Hence why it makes sense (through science) to put most of your weight in your outside stirrup during a barrel turn, while sitting straight up and down in your saddle (do not lean inward, and do not lean outward).
I first learned this concept at a Lynn McKenzie barrel clinic. When you wanted your horse to rate (lets say we are making a left turn), you would rotate your hips in the saddle counter clockwise so that your left hip is slightly back, and your right hip is slightly forward. You put the majority of your weight in your right stirrup, which leaves your left leg "free" to squeeze and hustle your horse.
Now, of course this body position doesn't work for every horse, but that was the main idea --> Weight in the outside stirrup, and keep yourself sitting up straight.

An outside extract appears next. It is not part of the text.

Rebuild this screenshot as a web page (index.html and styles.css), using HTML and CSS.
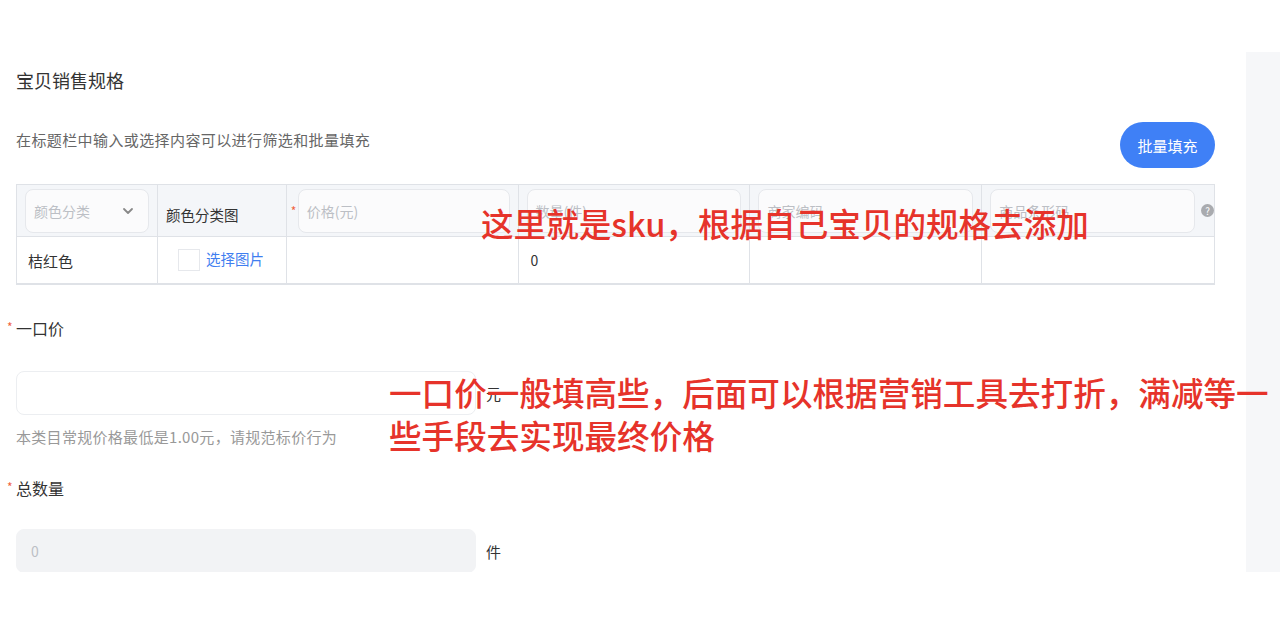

I just found this photo on the internet, but it shows a good snapshot of a rider who is not leaning in or leaning out, and is staying straight in the saddle, weight in the outside foot.
Now although this is a young rider, in this snapshot she appears to be leaning inward heavily. This can cause a horse to shoulder in (see how much weight this horse is bearing on its front end? Most of the weight should be in the hindquarters; not the front end.) and can cause tipped barrels.
Granted now these are just snapshots. Seeing the run in action is always different.